El acto de desmovilización implica renunciar a la estructura de guerra que ha apuntalado un bando en contienda. Esto es entrega de total de armas, disolución de las jerarquías que mantenían la unión y la eficacia de los combatientes y cancelar definitivamente los medios de financiación de la organización ilegal. A cambio, la sociedad ofrece una serie de prerrogativas jurídicas, sociales y económicas a quienes están dispuestos a cumplir con los acuerdos pactados en el proceso de negociación. Hasta aquí, nada nuevo. Sin embargo, a veces se nos olvida que aquí las negociaciones las hemos hecho desde arriba –como si no hubiera otra manera de hacerlo–; en este caso desde el gobierno nacional y la cúpula de las autodefensas.
Ahora bien, ¿a qué se reinserta un paramilitar? A la vida civil, por supuesto, a las dinámicas propias de una sociedad que, se supone, respeta y valora por encima de los intereses particulares a la ley. El primer paso para lograrlo, como no se han cansado de repetir todas las voces ciudadanas, es la verdad, la justicia y la reparación; que no son más que la retribución mínima que los violentos deben hacer a la nación, y sobre todo a las víctimas. Y aquí, otra vez, nada nuevo bajo el sol. La dificultad radica en que los procesos de reinserción se hacen desde abajo, no desde arriba como ocurre la desmovilización. Son las localidades, barrio a barrio, casa a casa, individuo por individuo los que tienen que fraguar un proceso de reconciliación que no pasa únicamente por la ley de justicia y paz, sino por la constitución de un tejido en que la vida de víctimas y victimarios puedan desenvolverse con las mismas expectativas de desarrollo social e individual, educación, salud y productividad.
Ese ha sido el reto que Medellín asumió desde el 2003, convirtiéndose inicialmente en el modelo nacional para adelantar los procesos de reinserción con los paramilitares. Y la ciudad se entregó a esta tarea en los dos frentes que le competen. El primero: ofrecerle alternativas y garantías a los desmovilizados, en términos de educación, oportunidades de trabajo, asociación y subsidios de diversos tipos. El segundo: construir una ciudad en que no existieran las circunstancias que propiciaron la aparición y consolidación de los grupos armados –miseria, falta de oportunidades educativas, laborales, culturales y sociales–.

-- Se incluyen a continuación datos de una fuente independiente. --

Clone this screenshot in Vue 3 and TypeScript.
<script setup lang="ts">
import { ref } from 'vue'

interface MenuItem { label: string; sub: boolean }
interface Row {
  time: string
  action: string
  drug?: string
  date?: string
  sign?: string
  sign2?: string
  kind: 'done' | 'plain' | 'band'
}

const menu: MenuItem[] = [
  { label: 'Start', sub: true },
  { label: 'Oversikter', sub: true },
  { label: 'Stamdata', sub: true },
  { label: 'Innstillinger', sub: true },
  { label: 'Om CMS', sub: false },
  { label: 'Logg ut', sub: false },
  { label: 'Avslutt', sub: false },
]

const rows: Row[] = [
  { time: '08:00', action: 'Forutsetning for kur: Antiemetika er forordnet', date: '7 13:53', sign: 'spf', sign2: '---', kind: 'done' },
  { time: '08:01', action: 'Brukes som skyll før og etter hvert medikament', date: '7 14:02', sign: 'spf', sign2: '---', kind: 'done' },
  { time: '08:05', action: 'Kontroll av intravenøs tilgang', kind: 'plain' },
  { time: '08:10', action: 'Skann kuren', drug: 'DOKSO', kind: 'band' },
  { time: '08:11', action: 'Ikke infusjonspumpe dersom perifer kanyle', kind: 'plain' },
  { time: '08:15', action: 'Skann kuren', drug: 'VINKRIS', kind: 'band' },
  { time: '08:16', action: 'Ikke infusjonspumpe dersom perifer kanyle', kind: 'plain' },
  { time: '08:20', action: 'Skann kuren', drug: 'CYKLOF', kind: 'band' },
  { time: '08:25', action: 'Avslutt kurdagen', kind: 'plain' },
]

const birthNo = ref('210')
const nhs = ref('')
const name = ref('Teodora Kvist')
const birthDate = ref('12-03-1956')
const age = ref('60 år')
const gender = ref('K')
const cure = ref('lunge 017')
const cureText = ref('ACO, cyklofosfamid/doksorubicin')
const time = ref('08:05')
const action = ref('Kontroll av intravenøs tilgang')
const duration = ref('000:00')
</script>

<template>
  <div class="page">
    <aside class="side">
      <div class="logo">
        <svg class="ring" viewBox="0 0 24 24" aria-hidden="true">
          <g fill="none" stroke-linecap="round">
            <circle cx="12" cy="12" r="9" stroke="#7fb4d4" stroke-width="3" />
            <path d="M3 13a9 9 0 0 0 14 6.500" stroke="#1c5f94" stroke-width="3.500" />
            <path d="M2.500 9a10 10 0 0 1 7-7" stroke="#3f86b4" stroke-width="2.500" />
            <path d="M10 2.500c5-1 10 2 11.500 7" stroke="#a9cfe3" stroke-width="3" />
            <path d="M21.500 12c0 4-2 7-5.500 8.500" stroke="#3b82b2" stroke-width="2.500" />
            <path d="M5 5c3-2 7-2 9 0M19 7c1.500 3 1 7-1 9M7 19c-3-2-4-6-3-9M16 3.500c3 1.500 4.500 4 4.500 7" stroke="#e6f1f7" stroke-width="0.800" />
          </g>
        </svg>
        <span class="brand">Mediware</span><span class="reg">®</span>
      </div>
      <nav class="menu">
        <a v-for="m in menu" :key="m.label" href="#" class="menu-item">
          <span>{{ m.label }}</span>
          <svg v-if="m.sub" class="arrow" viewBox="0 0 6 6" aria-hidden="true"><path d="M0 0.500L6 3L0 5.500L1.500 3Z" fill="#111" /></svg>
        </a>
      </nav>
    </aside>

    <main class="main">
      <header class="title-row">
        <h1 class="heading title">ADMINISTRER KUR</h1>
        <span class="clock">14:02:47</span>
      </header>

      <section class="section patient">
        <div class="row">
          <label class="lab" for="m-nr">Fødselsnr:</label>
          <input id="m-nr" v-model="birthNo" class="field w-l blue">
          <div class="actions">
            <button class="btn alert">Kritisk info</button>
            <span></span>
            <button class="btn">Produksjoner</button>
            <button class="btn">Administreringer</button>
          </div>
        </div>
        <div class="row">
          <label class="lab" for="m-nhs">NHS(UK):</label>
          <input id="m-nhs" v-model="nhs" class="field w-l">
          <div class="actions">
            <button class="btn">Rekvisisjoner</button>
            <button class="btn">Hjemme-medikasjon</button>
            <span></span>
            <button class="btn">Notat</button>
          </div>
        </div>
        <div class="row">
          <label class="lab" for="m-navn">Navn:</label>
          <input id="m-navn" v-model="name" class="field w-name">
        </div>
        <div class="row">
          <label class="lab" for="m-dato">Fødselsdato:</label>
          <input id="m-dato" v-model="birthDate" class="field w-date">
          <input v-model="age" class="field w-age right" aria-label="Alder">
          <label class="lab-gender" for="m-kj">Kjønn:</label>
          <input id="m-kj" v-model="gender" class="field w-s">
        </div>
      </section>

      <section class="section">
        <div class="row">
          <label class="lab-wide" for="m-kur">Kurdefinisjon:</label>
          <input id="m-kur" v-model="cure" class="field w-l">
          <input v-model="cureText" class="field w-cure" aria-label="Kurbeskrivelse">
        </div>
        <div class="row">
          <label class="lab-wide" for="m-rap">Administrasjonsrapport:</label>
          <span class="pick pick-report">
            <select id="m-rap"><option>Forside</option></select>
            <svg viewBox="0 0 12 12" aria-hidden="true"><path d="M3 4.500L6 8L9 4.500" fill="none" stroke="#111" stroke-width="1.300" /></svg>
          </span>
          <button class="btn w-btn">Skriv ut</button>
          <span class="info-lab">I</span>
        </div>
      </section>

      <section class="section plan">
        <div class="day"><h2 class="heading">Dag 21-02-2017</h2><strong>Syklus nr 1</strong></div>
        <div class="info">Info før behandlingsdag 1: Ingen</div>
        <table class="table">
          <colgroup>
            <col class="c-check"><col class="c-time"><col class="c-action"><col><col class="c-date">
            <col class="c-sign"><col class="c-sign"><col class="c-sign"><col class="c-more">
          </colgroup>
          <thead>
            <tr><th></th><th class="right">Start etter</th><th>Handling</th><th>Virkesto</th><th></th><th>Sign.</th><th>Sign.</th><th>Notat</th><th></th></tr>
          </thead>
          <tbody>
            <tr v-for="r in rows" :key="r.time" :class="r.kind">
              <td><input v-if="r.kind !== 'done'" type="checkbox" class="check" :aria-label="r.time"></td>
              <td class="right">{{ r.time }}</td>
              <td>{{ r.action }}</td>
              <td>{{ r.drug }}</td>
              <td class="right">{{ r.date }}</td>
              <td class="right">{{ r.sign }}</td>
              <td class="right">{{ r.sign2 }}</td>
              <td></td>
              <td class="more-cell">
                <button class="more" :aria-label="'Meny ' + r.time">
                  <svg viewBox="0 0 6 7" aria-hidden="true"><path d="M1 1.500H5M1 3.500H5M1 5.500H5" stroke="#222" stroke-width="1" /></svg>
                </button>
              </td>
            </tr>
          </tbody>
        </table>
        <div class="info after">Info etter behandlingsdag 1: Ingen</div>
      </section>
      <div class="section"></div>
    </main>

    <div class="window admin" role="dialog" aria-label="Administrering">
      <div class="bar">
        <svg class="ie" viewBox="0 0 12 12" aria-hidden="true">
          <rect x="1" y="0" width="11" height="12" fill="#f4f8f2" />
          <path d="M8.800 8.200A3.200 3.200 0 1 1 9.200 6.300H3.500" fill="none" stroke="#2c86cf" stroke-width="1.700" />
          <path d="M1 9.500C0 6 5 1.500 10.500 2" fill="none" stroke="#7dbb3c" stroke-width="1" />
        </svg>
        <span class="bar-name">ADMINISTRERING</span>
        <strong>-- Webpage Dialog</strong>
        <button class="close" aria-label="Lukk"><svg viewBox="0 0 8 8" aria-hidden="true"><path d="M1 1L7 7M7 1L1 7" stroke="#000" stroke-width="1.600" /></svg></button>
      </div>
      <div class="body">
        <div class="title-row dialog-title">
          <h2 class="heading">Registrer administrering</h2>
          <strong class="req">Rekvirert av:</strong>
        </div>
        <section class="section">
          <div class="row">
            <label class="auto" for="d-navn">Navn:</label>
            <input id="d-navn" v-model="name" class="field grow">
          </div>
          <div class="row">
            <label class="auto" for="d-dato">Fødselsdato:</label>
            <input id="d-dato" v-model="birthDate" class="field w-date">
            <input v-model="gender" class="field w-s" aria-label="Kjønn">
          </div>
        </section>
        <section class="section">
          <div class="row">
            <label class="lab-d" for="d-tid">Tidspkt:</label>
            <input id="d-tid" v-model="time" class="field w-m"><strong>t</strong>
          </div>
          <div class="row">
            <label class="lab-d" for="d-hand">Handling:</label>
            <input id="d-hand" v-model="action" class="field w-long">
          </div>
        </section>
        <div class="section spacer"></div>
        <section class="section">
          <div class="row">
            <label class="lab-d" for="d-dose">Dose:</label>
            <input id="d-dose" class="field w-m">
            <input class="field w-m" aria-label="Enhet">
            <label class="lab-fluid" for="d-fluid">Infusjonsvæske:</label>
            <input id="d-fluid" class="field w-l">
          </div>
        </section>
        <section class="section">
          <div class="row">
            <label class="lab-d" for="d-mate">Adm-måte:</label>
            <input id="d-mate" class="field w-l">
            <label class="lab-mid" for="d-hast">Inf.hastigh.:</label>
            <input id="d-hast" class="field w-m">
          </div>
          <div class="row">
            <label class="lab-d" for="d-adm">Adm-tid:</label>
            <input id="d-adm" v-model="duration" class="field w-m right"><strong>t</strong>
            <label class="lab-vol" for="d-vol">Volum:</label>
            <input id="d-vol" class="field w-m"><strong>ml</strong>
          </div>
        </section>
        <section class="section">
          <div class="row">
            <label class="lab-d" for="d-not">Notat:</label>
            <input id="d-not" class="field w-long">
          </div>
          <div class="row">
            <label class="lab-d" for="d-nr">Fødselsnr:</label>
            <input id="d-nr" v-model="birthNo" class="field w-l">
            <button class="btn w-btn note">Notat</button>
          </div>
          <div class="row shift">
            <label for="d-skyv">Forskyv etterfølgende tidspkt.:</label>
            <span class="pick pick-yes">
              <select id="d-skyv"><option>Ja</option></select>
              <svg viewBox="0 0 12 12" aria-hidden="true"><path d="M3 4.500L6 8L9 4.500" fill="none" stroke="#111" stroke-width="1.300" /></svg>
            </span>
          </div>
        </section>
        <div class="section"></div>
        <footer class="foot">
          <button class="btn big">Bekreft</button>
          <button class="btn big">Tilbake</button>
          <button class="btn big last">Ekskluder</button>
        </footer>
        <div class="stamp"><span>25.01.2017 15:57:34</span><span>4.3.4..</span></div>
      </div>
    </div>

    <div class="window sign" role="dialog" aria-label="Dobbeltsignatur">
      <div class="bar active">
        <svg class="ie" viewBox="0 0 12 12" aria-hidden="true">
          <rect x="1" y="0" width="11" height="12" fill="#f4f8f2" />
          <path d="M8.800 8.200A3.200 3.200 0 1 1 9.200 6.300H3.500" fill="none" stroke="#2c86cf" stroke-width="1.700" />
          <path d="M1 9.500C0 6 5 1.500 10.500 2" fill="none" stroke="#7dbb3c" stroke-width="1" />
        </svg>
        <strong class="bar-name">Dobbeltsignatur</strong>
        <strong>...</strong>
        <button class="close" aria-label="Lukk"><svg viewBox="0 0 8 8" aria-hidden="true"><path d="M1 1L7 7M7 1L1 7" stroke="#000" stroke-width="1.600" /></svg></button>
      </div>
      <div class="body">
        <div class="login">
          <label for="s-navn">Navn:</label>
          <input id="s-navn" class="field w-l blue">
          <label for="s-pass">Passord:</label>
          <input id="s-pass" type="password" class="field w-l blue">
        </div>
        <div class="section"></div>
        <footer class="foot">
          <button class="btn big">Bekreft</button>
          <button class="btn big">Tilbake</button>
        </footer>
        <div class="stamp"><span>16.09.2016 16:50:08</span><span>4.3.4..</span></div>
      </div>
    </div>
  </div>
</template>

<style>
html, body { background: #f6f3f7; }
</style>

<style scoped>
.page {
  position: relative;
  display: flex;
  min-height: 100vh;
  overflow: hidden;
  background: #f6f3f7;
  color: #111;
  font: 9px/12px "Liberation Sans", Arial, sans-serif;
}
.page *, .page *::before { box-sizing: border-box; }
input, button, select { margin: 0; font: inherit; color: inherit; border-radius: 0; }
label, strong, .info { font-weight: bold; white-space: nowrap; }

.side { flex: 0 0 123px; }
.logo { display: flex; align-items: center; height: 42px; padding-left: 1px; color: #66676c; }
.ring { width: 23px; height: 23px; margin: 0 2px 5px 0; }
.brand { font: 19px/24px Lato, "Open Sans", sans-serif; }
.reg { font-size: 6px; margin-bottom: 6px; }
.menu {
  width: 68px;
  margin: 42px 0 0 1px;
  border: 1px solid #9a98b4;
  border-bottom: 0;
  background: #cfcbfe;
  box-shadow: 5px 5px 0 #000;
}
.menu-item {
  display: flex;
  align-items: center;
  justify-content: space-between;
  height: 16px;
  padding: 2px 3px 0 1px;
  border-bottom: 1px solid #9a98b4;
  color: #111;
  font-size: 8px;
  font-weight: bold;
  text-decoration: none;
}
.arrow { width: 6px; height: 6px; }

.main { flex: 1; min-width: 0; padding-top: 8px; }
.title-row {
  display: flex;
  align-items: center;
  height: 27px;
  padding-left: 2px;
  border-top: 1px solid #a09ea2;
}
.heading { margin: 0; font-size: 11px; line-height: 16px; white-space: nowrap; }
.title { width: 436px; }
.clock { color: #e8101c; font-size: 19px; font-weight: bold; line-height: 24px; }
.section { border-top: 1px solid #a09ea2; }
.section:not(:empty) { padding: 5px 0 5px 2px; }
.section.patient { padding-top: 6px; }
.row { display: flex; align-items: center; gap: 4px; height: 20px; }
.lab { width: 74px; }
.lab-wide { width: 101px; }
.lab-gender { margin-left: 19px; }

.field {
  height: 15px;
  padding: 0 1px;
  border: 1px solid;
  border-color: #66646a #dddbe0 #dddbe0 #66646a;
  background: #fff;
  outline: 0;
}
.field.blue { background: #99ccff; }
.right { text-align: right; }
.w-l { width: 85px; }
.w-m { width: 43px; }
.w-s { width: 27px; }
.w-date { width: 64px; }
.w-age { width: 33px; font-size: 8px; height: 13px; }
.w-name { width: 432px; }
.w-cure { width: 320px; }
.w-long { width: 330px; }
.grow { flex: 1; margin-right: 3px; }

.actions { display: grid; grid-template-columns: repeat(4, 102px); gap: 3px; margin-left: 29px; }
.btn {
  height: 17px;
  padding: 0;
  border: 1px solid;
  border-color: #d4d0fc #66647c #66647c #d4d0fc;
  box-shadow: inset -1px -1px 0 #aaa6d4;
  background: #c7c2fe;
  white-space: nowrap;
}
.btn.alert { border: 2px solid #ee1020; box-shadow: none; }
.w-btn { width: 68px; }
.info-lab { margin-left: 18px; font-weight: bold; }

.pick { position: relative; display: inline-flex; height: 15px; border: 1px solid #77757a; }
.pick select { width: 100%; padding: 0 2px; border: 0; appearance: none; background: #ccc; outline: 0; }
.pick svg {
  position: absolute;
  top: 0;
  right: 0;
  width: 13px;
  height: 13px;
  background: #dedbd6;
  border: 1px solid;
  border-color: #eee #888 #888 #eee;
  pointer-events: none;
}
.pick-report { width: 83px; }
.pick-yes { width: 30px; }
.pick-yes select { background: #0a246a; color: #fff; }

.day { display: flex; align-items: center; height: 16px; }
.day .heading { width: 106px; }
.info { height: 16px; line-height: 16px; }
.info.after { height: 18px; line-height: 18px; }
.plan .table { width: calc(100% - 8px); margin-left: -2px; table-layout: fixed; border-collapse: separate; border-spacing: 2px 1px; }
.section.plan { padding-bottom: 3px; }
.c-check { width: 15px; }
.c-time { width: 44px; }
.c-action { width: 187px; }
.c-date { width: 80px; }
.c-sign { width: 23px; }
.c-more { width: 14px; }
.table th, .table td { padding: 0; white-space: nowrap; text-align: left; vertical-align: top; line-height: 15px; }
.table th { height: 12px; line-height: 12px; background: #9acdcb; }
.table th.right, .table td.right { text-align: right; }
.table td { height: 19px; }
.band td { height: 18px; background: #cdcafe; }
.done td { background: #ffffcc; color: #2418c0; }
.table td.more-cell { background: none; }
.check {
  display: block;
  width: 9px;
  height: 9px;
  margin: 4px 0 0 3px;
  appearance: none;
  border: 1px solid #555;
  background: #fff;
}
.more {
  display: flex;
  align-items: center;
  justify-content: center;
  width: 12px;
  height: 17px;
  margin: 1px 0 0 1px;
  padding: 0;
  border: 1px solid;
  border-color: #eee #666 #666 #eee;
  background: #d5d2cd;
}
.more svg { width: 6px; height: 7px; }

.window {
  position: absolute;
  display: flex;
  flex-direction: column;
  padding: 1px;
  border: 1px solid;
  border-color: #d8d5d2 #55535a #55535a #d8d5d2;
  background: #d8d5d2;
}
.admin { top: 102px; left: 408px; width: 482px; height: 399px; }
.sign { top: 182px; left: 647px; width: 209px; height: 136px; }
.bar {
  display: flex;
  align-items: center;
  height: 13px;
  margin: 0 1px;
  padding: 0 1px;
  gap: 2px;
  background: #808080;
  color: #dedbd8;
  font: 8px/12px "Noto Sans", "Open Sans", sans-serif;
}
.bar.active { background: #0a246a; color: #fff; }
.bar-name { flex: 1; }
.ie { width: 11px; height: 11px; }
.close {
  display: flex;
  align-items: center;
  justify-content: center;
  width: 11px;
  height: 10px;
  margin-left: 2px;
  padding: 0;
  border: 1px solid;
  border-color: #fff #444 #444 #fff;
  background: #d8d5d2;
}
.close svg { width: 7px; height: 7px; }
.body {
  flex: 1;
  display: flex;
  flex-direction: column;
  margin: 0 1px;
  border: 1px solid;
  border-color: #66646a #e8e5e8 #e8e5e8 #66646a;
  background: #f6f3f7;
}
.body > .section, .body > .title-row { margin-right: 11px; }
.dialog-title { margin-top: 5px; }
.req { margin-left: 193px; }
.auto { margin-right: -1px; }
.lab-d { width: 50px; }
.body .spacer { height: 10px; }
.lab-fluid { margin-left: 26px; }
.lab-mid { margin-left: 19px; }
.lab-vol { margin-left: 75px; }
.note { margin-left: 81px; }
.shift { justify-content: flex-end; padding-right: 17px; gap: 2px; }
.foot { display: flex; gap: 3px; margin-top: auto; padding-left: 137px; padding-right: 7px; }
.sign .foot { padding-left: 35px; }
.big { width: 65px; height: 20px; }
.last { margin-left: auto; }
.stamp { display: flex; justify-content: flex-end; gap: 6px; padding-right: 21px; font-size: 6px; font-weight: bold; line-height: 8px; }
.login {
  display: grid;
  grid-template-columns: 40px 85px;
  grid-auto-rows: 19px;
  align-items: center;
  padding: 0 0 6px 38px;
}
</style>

Hoy, cuando el proceso de paz con los paramilitares sufre críticas desde los más diversos sectores el movimiento de victimas, las organizaciones sociales, políticos y los mismos ciudadanos y ciudadanas que al ver que los violentos recrudecen nuevamente sus ataques, cuando la desmovilización ha demostrado en muchos casos no haber sido un compromiso sincero, tenemos el deber de seguir abogando por abajo por la consolidación de ese proyecto de ciudad que le apuesta al camino de la reinserción, no como el hermanito menor de la desmovilización, sino como la realidad donde los excombatientes y sus familiares, las víctimas y su dolor, los vecinos y todos nosotros, nos seguimos enfrentando con las condiciones que lanzaron a nuestros jóvenes y a nuestra ciudad al camino ciego de la violencia y la ilegalidad.
Dentro del proceso la comunidad tiene el derecho de exigir reciprocidad, hemos dado una oportunidad, aportamos nuestros impuestos para que existan garantías, a cambio de que desaparezca la zozobra y el miedo en el cual estábamos viviendo.
Nuestro mensaje debe ser contundente: como ciudadanos y ciudadanos le apostamos a la paz y reconocemos que el proceso que hoy vive la ciudad no tiene reversa, que hay que defenderlo, pero también hay que reconocer sus falencias y tener el coraje de corregirlas; quitando la idea de que todo lo que cuestione el proceso es un enemigo de la paz y del proceso como si cualquier manifestación de falencia en el proceso lo estigmatiza, por el contrario le aporta y lo vuelca a un ejercicio de ciudadanía.